:: WHAT IS NEEDED ::
Restate each line word for word. Leave out every picture.

:: MATERIAL PROVIDED ::
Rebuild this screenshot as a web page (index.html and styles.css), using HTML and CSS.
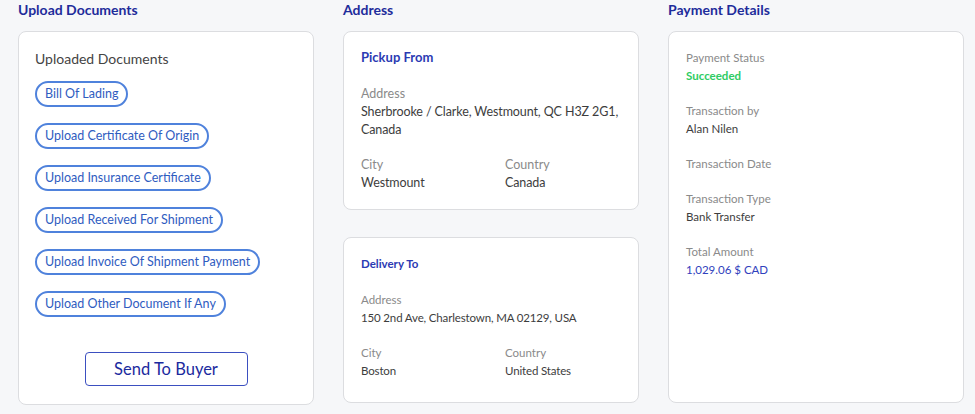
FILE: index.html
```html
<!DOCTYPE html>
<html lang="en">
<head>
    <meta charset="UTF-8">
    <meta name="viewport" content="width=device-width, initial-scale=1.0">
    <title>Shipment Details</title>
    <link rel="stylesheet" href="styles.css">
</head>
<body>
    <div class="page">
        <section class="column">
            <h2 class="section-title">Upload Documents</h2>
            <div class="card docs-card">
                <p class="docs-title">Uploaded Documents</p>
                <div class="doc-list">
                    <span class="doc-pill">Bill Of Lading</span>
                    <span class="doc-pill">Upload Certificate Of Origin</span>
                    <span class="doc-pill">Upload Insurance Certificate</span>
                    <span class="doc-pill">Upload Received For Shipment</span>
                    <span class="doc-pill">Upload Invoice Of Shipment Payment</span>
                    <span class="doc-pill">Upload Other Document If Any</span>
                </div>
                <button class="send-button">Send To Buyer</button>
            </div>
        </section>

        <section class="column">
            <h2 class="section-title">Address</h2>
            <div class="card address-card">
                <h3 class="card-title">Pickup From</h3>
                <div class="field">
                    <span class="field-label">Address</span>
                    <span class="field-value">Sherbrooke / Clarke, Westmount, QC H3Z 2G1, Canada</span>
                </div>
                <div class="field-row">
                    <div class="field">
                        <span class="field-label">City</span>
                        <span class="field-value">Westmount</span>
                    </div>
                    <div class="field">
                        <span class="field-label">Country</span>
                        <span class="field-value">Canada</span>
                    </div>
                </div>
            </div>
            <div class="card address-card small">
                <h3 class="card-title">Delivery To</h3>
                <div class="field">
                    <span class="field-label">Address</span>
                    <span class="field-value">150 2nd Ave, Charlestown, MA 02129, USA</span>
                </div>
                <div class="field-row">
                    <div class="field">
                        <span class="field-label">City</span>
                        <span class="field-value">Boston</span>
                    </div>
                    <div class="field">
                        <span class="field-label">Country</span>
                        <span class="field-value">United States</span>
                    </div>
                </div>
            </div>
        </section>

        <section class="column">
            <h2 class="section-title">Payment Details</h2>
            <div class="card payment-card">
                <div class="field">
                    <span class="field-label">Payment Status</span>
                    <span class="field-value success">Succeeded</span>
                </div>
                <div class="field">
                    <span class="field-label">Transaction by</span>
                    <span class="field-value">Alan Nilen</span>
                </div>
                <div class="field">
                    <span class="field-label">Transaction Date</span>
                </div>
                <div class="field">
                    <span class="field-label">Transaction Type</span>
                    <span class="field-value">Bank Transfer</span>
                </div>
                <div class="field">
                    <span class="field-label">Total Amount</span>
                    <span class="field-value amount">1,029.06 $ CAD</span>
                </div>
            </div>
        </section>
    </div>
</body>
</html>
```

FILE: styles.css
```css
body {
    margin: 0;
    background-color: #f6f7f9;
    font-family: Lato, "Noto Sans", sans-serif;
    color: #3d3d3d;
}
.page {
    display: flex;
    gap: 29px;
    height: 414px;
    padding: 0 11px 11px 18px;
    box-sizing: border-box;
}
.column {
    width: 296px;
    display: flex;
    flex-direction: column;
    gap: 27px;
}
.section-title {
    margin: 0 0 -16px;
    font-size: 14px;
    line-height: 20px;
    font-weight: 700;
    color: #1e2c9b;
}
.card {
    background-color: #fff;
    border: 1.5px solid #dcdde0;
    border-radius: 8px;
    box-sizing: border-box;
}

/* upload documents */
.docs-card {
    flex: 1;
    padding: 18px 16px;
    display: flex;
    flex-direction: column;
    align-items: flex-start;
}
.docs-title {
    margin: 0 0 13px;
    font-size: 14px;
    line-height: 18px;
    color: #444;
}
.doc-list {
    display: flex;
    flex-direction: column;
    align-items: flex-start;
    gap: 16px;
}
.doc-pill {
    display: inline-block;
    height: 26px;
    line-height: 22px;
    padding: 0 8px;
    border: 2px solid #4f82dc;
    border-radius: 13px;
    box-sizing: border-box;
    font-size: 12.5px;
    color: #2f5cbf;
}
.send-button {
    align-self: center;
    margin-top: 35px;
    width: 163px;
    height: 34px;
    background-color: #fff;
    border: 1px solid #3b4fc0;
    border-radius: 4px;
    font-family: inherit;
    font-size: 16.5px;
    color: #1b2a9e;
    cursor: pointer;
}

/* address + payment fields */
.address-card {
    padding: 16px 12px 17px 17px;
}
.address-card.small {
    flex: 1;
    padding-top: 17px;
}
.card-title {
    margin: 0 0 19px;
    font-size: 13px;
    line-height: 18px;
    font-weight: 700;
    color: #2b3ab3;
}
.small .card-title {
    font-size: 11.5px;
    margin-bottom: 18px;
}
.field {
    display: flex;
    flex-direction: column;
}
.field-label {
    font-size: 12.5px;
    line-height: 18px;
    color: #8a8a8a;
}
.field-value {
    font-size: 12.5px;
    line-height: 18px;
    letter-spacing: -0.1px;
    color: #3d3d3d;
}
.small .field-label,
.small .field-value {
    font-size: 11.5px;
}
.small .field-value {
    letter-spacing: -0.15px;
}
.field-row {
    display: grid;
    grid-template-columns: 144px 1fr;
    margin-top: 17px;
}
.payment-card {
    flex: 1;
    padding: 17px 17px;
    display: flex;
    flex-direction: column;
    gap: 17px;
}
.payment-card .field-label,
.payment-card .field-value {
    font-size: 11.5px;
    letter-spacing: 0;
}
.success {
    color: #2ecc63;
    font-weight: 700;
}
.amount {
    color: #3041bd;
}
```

:: RESULT ::
Rebuild this screenshot as a web page (index.html and styles.css), using HTML and CSS.
FILE: index.html
```html
<!DOCTYPE html>
<html lang="en">
<head>
    <meta charset="UTF-8">
    <meta name="viewport" content="width=device-width, initial-scale=1.0">
    <title>Shipment Details</title>
    <link rel="stylesheet" href="styles.css">
</head>
<body>
    <div class="page">
        <section class="column">
            <h2 class="section-title">Upload Documents</h2>
            <div class="card docs-card">
                <p class="docs-title">Uploaded Documents</p>
                <div class="doc-list">
                    <span class="doc-pill">Bill Of Lading</span>
                    <span class="doc-pill">Upload Certificate Of Origin</span>
                    <span class="doc-pill">Upload Insurance Certificate</span>
                    <span class="doc-pill">Upload Received For Shipment</span>
                    <span class="doc-pill">Upload Invoice Of Shipment Payment</span>
                    <span class="doc-pill">Upload Other Document If Any</span>
                </div>
                <button class="send-button">Send To Buyer</button>
            </div>
        </section>

        <section class="column">
            <h2 class="section-title">Address</h2>
            <div class="card address-card">
                <h3 class="card-title">Pickup From</h3>
                <div class="field">
                    <span class="field-label">Address</span>
                    <span class="field-value">Sherbrooke / Clarke, Westmount, QC H3Z 2G1, Canada</span>
                </div>
                <div class="field-row">
                    <div class="field">
                        <span class="field-label">City</span>
                        <span class="field-value">Westmount</span>
                    </div>
                    <div class="field">
                        <span class="field-label">Country</span>
                        <span class="field-value">Canada</span>
                    </div>
                </div>
            </div>
            <div class="card address-card small">
                <h3 class="card-title">Delivery To</h3>
                <div class="field">
                    <span class="field-label">Address</span>
                    <span class="field-value">150 2nd Ave, Charlestown, MA 02129, USA</span>
                </div>
                <div class="field-row">
                    <div class="field">
                        <span class="field-label">City</span>
                        <span class="field-value">Boston</span>
                    </div>
                    <div class="field">
                        <span class="field-label">Country</span>
                        <span class="field-value">United States</span>
                    </div>
                </div>
            </div>
        </section>

        <section class="column">
            <h2 class="section-title">Payment Details</h2>
            <div class="card payment-card">
                <div class="field">
                    <span class="field-label">Payment Status</span>
                    <span class="field-value success">Succeeded</span>
                </div>
                <div class="field">
                    <span class="field-label">Transaction by</span>
                    <span class="field-value">Alan Nilen</span>
                </div>
                <div class="field">
                    <span class="field-label">Transaction Date</span>
                </div>
                <div class="field">
                    <span class="field-label">Transaction Type</span>
                    <span class="field-value">Bank Transfer</span>
                </div>
                <div class="field">
                    <span class="field-label">Total Amount</span>
                    <span class="field-value amount">1,029.06 $ CAD</span>
                </div>
            </div>
        </section>
    </div>
</body>
</html>
```

FILE: styles.css
```css
body {
    margin: 0;
    background-color: #f6f7f9;
    font-family: Lato, "Noto Sans", sans-serif;
    color: #3d3d3d;
}
.page {
    display: flex;
    gap: 29px;
    height: 414px;
    padding: 0 11px 11px 18px;
    box-sizing: border-box;
}
.column {
    width: 296px;
    display: flex;
    flex-direction: column;
    gap: 27px;
}
.section-title {
    margin: 0 0 -16px;
    font-size: 14px;
    line-height: 20px;
    font-weight: 700;
    color: #1e2c9b;
}
.card {
    background-color: #fff;
    border: 1.5px solid #dcdde0;
    border-radius: 8px;
    box-sizing: border-box;
}

/* upload documents */
.docs-card {
    flex: 1;
    padding: 18px 16px;
    display: flex;
    flex-direction: column;
    align-items: flex-start;
}
.docs-title {
    margin: 0 0 13px;
    font-size: 14px;
    line-height: 18px;
    color: #444;
}
.doc-list {
    display: flex;
    flex-direction: column;
    align-items: flex-start;
    gap: 16px;
}
.doc-pill {
    display: inline-block;
    height: 26px;
    line-height: 22px;
    padding: 0 8px;
    border: 2px solid #4f82dc;
    border-radius: 13px;
    box-sizing: border-box;
    font-size: 12.5px;
    color: #2f5cbf;
}
.send-button {
    align-self: center;
    margin-top: 35px;
    width: 163px;
    height: 34px;
    background-color: #fff;
    border: 1px solid #3b4fc0;
    border-radius: 4px;
    font-family: inherit;
    font-size: 16.5px;
    color: #1b2a9e;
    cursor: pointer;
}

/* address + payment fields */
.address-card {
    padding: 16px 12px 17px 17px;
}
.address-card.small {
    flex: 1;
    padding-top: 17px;
}
.card-title {
    margin: 0 0 19px;
    font-size: 13px;
    line-height: 18px;
    font-weight: 700;
    color: #2b3ab3;
}
.small .card-title {
    font-size: 11.5px;
    margin-bottom: 18px;
}
.field {
    display: flex;
    flex-direction: column;
}
.field-label {
    font-size: 12.5px;
    line-height: 18px;
    color: #8a8a8a;
}
.field-value {
    font-size: 12.5px;
    line-height: 18px;
    letter-spacing: -0.1px;
    color: #3d3d3d;
}
.small .field-label,
.small .field-value {
    font-size: 11.5px;
}
.small .field-value {
    letter-spacing: -0.15px;
}
.field-row {
    display: grid;
    grid-template-columns: 144px 1fr;
    margin-top: 17px;
}
.payment-card {
    flex: 1;
    padding: 17px 17px;
    display: flex;
    flex-direction: column;
    gap: 17px;
}
.payment-card .field-label,
.payment-card .field-value {
    font-size: 11.5px;
    letter-spacing: 0;
}
.success {
    color: #2ecc63;
    font-weight: 700;
}
.amount {
    color: #3041bd;
}
```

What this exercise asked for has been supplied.